NATO adapted many standard APCs yet the BMP inspired plenty of western imitators. The M2 Bradley was designed primarily to bust BMPs. To fight tanks designers gave it a TOW and put the operator under armor. The 25mm Bushmaster was intended to slice up more lightly armored vehicles like the BMP. When moving across the battlefield the crew was supposed to use socketed mini-M16s to keep enemy infantry off their back (the M231 firing port weapon). The M231 can't be aimed and hitting anything while racing across country is a very dim prospect. But you can bet the mounted infantry will use them just to keep busy and at first they'll keep enemy infantry down too. Like the BMP in combat it is supposed to operate behind its deployed infantry and bring heavy weapons to bear. And it's fairly heavily armored by APC standards. Reactive armor can make them rather RPG resistant, but dismounted infantry will want to keep a safe distance away from the competing blasts.

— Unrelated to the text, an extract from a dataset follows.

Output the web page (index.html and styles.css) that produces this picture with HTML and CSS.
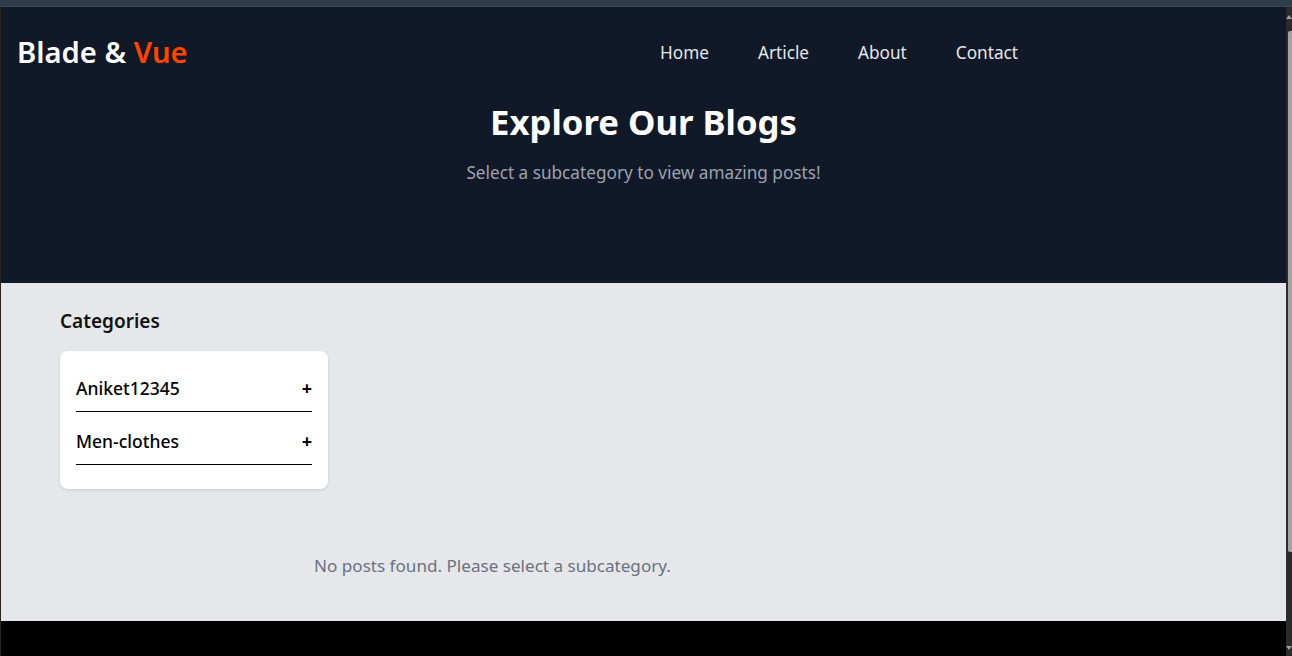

Armored personnel carriers are not going away. They can cross most terrain and protect their passengers against most threats. They can carry heavy stuff where needed and fill just about every role. And they're armored, and most soldiers believe you can't have too much armor around, so long as it's far enough away not to bring a bomb down on the nearby infantry. The combination of mobility, flexibility and armor is more than enough to keep around for the foreseeable future.

IFVs are also known as armored fighting vehicles or AFVs, the choice being personal preference.